Sometime in February 2015 I wrote a reflection on Poverty with two accompanying poems. One poem had to do with the personal acceptance of seeking a life without attachment to any type of material possessions; i.e. the choice of finding a connection to God without distractions of competing with oneself for treasures without meaning. The other poem, however, dealt with those, who through no fault of their own, for the most part, were living or existing in a life of miserable status and going nowhere.
This reflection will undertake the lifestyle of many in our modern society who find themselves barely existing from day to day, seeking bits of food or scraps no one else wants and with no knowledge or understanding of what it means to have self-esteem, self-confidence, or self-motivation. I don’t believe anyone reading this would be willing to trade what they have no matter how little for a life reflected in the following prose.
Case # 1: A mother gets up on a cold wintry day and prepares what little she has for breakfast to feed her three children. Michael is 13 years old and begins his new year at the local middle school. Corrine is 10 and starts a new class at her old elementary school and Clifford is 8 and doesn’t like the idea of returning to his former school because he was always picked on by the older kids. They all sit down to a meager meal of oats and some milk. They ask for toast but there is none left after the weekend of some food from the local food-pantry. She ushers them out for the school bus with no lunch pails since there was not enough money to even get small morsels for their upcoming lunches.

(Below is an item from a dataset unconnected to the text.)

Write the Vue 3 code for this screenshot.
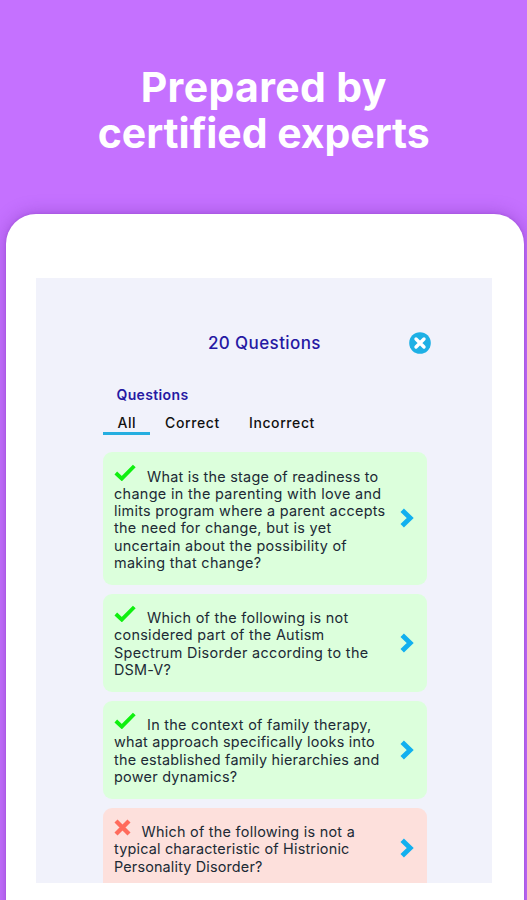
<script setup>
const questions = [
  {
    correct: true,
    lines: [
      ['What is the stage of readiness to', 231.5],
      ['change in the parenting with love and', 267.5],
      ['limits program where a parent accepts', 271.5],
      ['the need for change, but is yet', 217.5],
      ['uncertain about the possibility of', 233],
      ['making that change?', 147.5]
    ]
  },
  {
    correct: true,
    lines: [
      ['Which of the following is not', 201.5],
      ['considered part of the Autism', 210.5],
      ['Spectrum Disorder according to the', 254.5],
      ['DSM-V?', 57]
    ]
  },
  {
    correct: true,
    lines: [
      ['In the context of family therapy,', 224.5],
      ['what approach specifically looks into', 261],
      ['the established family hierarchies and', 265.5],
      ['power dynamics?', 123.5]
    ]
  },
  {
    correct: false,
    lines: [
      ['Which of the following is not a', 213.5],
      ['typical characteristic of Histrionic', 235.5],
      ['Personality Disorder?', 148.5]
    ]
  }
]

// Tracks a line of text out or in so that it sets to the given measure.
const vFit = {
  mounted(el, { value }) {
    el.style.letterSpacing = '0px'
    const width = el.getBoundingClientRect().width
    el.style.letterSpacing = (value - width) / el.textContent.length + 'px'
  }
}
</script>

<template>
  <main class="promo">
    <h1 class="headline">
      <span class="row"><span v-fit="246" class="fit">Prepared by</span></span>
      <span class="row"><span v-fit="332" class="fit">certified experts</span></span>
    </h1>
    <section class="tablet">
      <div class="screen">
        <header class="bar">
          <h2 class="title"><span v-fit="113" class="fit">20 Questions</span></h2>
          <svg class="close" viewBox="0 0 22 22">
            <circle cx="11" cy="11" r="10.8" fill="#1eb0e5" />
            <path d="M7 7l8 8M15 7l-8 8" stroke="#fff" stroke-width="3.4" stroke-linecap="round" />
          </svg>
        </header>
        <h3 class="subtitle"><span v-fit="72" class="fit">Questions</span></h3>
        <nav class="tabs">
          <span class="tab active"><span v-fit="18.5" class="fit">All</span></span>
          <span class="tab"><span v-fit="55" class="fit">Correct</span></span>
          <span class="tab"><span v-fit="66" class="fit">Incorrect</span></span>
        </nav>
        <div class="list">
          <article v-for="(q, i) in questions" :key="i" class="card" :class="{ wrong: !q.correct }">
            <div class="text">
              <div v-for="(line, n) in q.lines" :key="n" class="line">
                <svg v-if="n === 0 && q.correct" class="check" viewBox="0 0 22 17">
                  <path d="M1.8 9l6 5.6L20.3 2" fill="none" stroke="#0ff00f" stroke-width="3.9" />
                </svg>
                <svg v-else-if="n === 0" class="cross" viewBox="0 0 17 17">
                  <path d="M2 2l13 13M15 2L2 15" fill="none" stroke="#ff6b5c" stroke-width="4.3" />
                </svg>
                <span v-fit="line[1]" class="fit">{{ line[0] }}</span>
              </div>
            </div>
            <svg class="chevron" viewBox="0 0 14 20">
              <path d="M2.2 2.2l8 7.8-8 7.8" fill="none" stroke="#12b0ef" stroke-width="4.9" />
            </svg>
          </article>
        </div>
      </div>
    </section>
  </main>
</template>

<style>
body {
  margin: 0;
}
</style>

<style scoped>
.promo {
  box-sizing: border-box;
  height: 900px;
  padding: 65px 3.3px 0 5.7px;
  overflow: hidden;
  background: #c571ff;
  font-family: Inter, "Liberation Sans", sans-serif;
}
.fit {
  display: inline-block;
  white-space: nowrap;
}
.headline {
  display: flex;
  flex-direction: column;
  align-items: center;
  height: 148.5px;
  margin: 0;
  padding-right: 2px;
  color: #fff;
  font-size: 41px;
  font-weight: 650;
  line-height: 45.5px;
}
.row {
  display: block;
}
.tablet {
  box-sizing: border-box;
  height: 760px;
  padding: 64.5px 31.4px 0 30.8px;
  border-radius: 30px;
  background: #fff;
  box-shadow: 0 0 18px rgba(105, 35, 160, 0.4), 0 0 3px rgba(120, 40, 180, 0.3);
}
.screen {
  box-sizing: border-box;
  height: 604.7px;
  padding: 53px 65.5px 0 66.5px;
  overflow: hidden;
  background: #f1f2fb;
}
.bar {
  display: flex;
  align-items: center;
  height: 24px;
}
.title {
  flex: 1;
  margin: 0;
  padding-left: 17px;
  text-align: center;
  color: #2619a3;
  font-size: 17px;
  font-weight: 550;
  line-height: 24px;
}
.close {
  width: 22px;
  height: 22px;
  margin-right: -4px;
}
.subtitle {
  margin: 31px 0 0 13.5px;
  color: #2619a3;
  font-size: 14px;
  font-weight: 600;
  line-height: 18px;
}
.tabs {
  display: flex;
  height: 31px;
}
.tab {
  box-sizing: border-box;
  height: 31px;
  padding: 10px 14.5px 0;
  color: #111;
  font-size: 14px;
  font-weight: 500;
  line-height: 18px;
}
.tab.active {
  border-bottom: 3px solid #25aee0;
}
.list {
  display: flex;
  flex-direction: column;
  gap: 9px;
  padding-top: 17px;
}
.card {
  box-sizing: border-box;
  display: flex;
  align-items: center;
  justify-content: space-between;
  flex-shrink: 0;
  padding: 15.5px 12.5px 13.5px 11px;
  border-radius: 9px;
  background: #dcffdc;
}
.card.wrong {
  padding-bottom: 17px;
  background: #fde0dc;
}
.text {
  color: #202a35;
  font-size: 14.4px;
  line-height: 17.25px;
}
.line {
  display: flex;
  height: 17.25px;
}
.check {
  width: 22px;
  height: 17px;
  margin: -4px 10.5px 0 0.5px;
}
.cross {
  width: 17px;
  height: 17px;
  margin: -4px 10px 0 0.5px;
}
.chevron {
  width: 14px;
  height: 20px;
  margin-top: -2px;
}
</style>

This woman, single and trying to raise three children on a very small pay she gets from doing servile work for a neighbor, who by the way isn’t too well off as well. There is just enough to pay for minimal food and essentials since the welfare takes care of her rent, utilities, and other basic social activities. She, like so many others, lives in a welfare state of existence that would sadden most sincere and understanding people. Why, in a country like we live in, are there so many poor among the rich and famous, so to speak? We can see the distinction between classes and know what Jesus meant when He said “the poor you will always have with you!”
Case # 2: John, a homeless man who stands on the corner by the church each day waiting for someone to just say "hello" or "can I give you a lift somewhere?". He isn’t begging for food or money, but is looking for a kind word or recognition from anyone who is gracious enough to care. How many times have you walked by a stranger and said hello or extended a greeting that implies he or she is important enough the be recognized as a person? And how often is that greeting returned in a similar manner? I have seen more people respond in a positive way than not, and it makes me feel good that there are persons around that are definitely God-related in a way that says we care about each other. If more of that was done there wouldn’t be so much animosity towards one another and perhaps the need to fight or became angry with humanity would slowly be gone. God would be happy and perhaps we would find less un-peacefulness in the world. This would become the decline of a impoverished action that decries many of us who want to make the world we live in more compatible for all.
Case # 3: Instead of a poverty stricken person, I am adding a lesson I taught using Luke’s Gospel on the poor.
The word “poor” as used in Luke’s Gospel refers back to the Magnificat where Mary says; “He has exalted the lowly” (Lk. 1:52). In the pronouncement of Jesus at Nazareth, “He has sent me with the commission to announce good news to the poor.” (Lk. 4:18). Also it is found in (6:20) Blessed are you poor, for yours is the kingdom of God.” Once again, “poor people are being told good news.” (7:22).
Lowly is sometimes a better replacement for poor. These are those who become disenfranchised, unable to assert themselves or fit into society. See Psalm 75: 8; “But God is the Judge, one he brings low; another he lifts up.”
Jesus has come as a champion to lift the burden from not belonging to being mainstreamed into life. Status, money, or prestige are no longer important. CF Is. 61: 1 ff; “The spirit of the Lord is upon me, because he has anointed me, He has sent me to bring glad tidings to the lowly……”.
During the great discourse (Lk. 6:20) Luke’s Sermon on the Plain: cf Matthew’s Sermon on the Mount, Jesus raising His eyes to His disciples says; “Blest are you poor, the reign of God is yours.” See Dt. 24: 14, “You shall not defraud a poor and needy hired servant……”, and Psalm 37: 14, “A sword the wicked draw; they bend their bow to bring down the afflicted and the poor……..”, also Psalm 40: 18, “Though I am afflicted and poor, yet the Lord thinks of me.”
In response to John the Baptist’s disciples’ questions (Lk 7:22 ff) Jesus says, “……..and the poor have the good news preached (proclaimed) to them.” See Is. 35:4, “Say to those whose hearts are frightened: “Be strong, fear not! Here is your God, He comes with vindication; with divine recompense He comes to save you. Then will the eyes of the blind be opened, the ears of the deaf be cleared; Then the lame will leap like a stag, then the tongue of the deaf will sing. Streams will burst forth in the desert and the rivers in the steppe. The burning sands will become pools, and the thirsty ground springs of water.”
The poor are God’s chosen since He alone really cares for them. Let us become God’s hands and eyes to relieve the burden of the lowly and show them the way to salvation by pointing to the freedom of justice to come.